Chaque mercredi, on rend hommage à un grand classique du cinéma. A voir ou à revoir.
Mon oncle de Jacques Tati
En seulement cinq longs-métrages entre 1949 et 1971 (Jour de fête, Les Vacances de monsieur Hulot, Mon oncle, Playtime et Trafic), Jacques Tati a raconté mieux que quiconque le passage de la France encore rurale de l’après-guerre à celle des Trente Glorieuses, de l’urbanisation, de la société de consommation et d’une modernité déshumanisante. Ce n’est cependant pas en historien ou en sociologue que l’acteur, metteur en scène et scénariste a œuvré, mais en poète et en visionnaire.

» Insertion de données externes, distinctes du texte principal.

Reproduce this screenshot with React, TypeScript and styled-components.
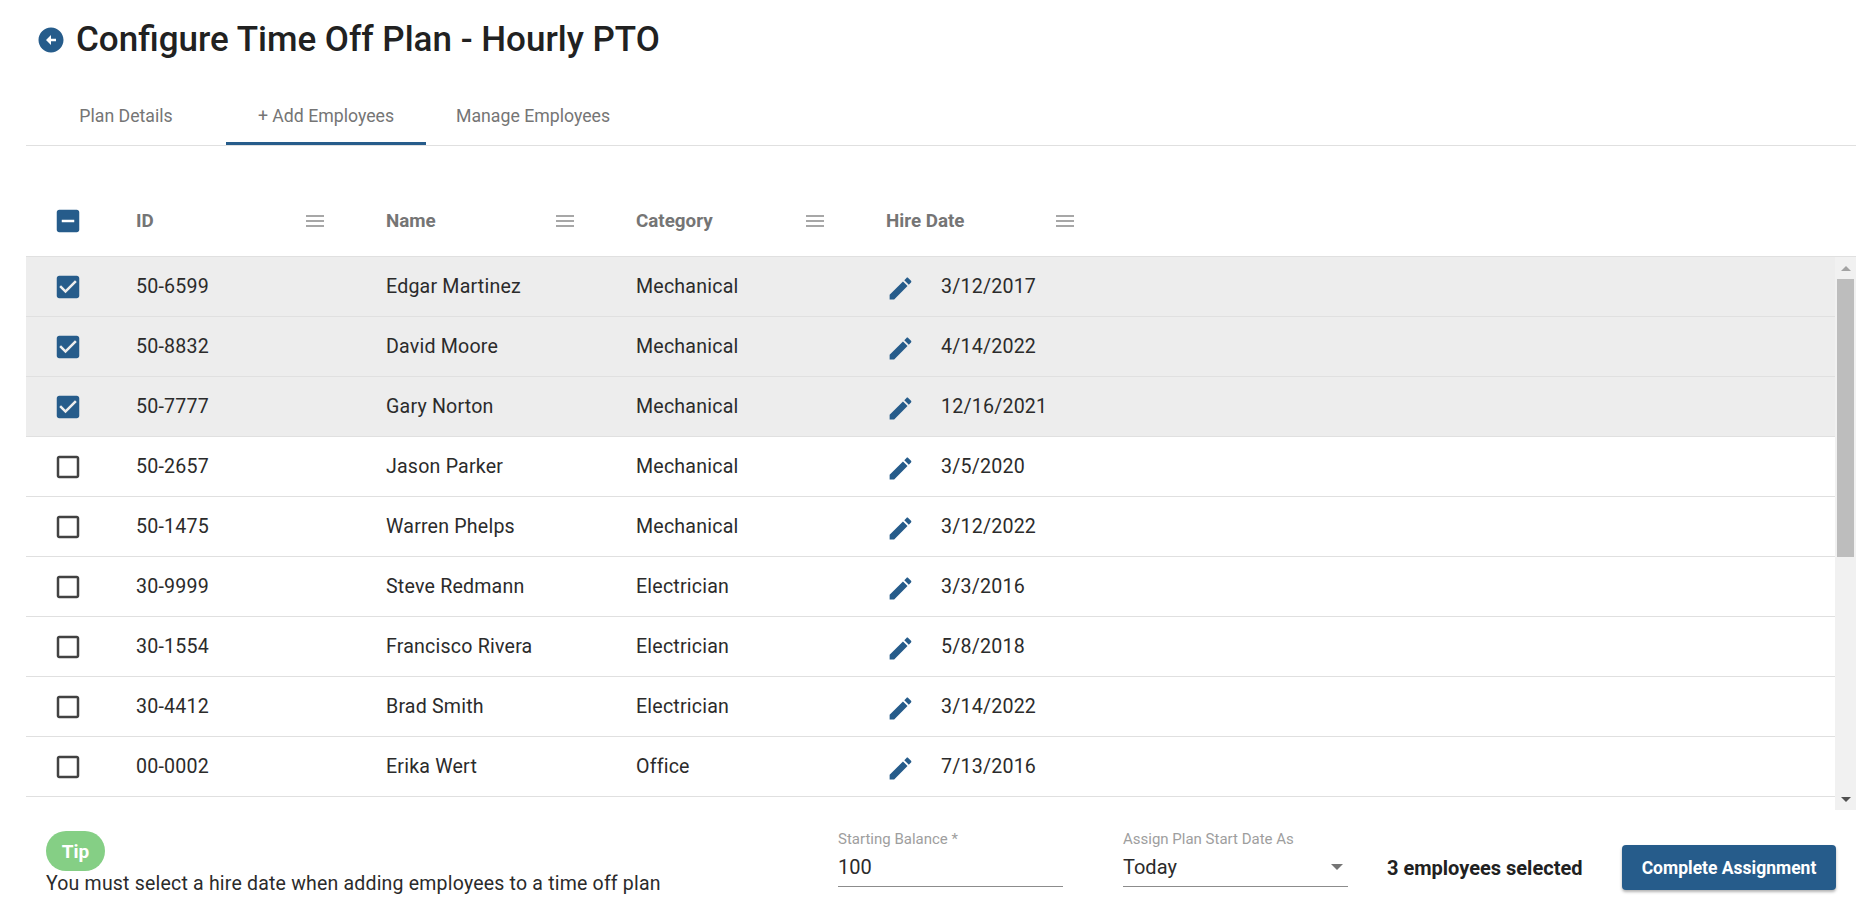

Prenons ainsi Mon oncle sorti en 1958 et dans lequel Tati retrouve son personnage de monsieur Hulot, rêveur dégingandé et décalé, reconnaissable à son chapeau, sa pipe inamovible et son imper. La sœur de notre héros, madame Arpel, demande à son mari, cadre d’une entreprise spécialisée dans la fabrication de tuyaux en plastique, de le faire embaucher tandis qu’elle-même se charge de trouver une compagne à ce célibataire qui préfère jouer avec son jeune neveu. Or, ce savant programme ne va pas produire les effets escomptés…
Hulot contre les robots
Mon oncle met en scène de façon burlesque la confrontation entre l’ancien et le moderne. Hulot roule sur son Solex pétaradant tandis que les voitures envahissent tout, il vit dans un vieux quartier d’un faubourg populaire – où l’on flâne, où l’on parle, où l’on perd son temps – tandis que les non-lieux prospèrent. A ce titre, la villa des Arpel est un véritable personnage du film. Tout y robotisé, automatisé, aseptisé. Le moindre imprévu peut néanmoins dérégler ce cauchemar climatisé. Tati met en exergue l’envahissement des existences par la technique, la rationalisation, l’américanisation, l’uniformisation, et l’antidote au règne des machines se nomme Hulot.
Indifférent aux conventions sociales, il est une sorte de séditieux malgré lui cultivant l’esprit d’enfance et la candeur. Ses déambulations n’ont en général pas de but précis, sinon le plaisir de la rencontre et de l’imprévu. Nulle surprise donc qu’il soit plus en harmonie avec les enfants et les animaux qu’avec les adultes et les gens responsables. Il n’y a pas d’intrigue dans Mon oncle, juste des tranches de vie pleines de burlesque et de fantaisie. Les sons et les bruits l’emportent souvent sur les dialogues, la parole s’efface dans ce monde où « tout communique », comme le martèle madame Arpel, mais où l’on n’a plus rien à se dire. Et c’est ainsi que Tati est grand.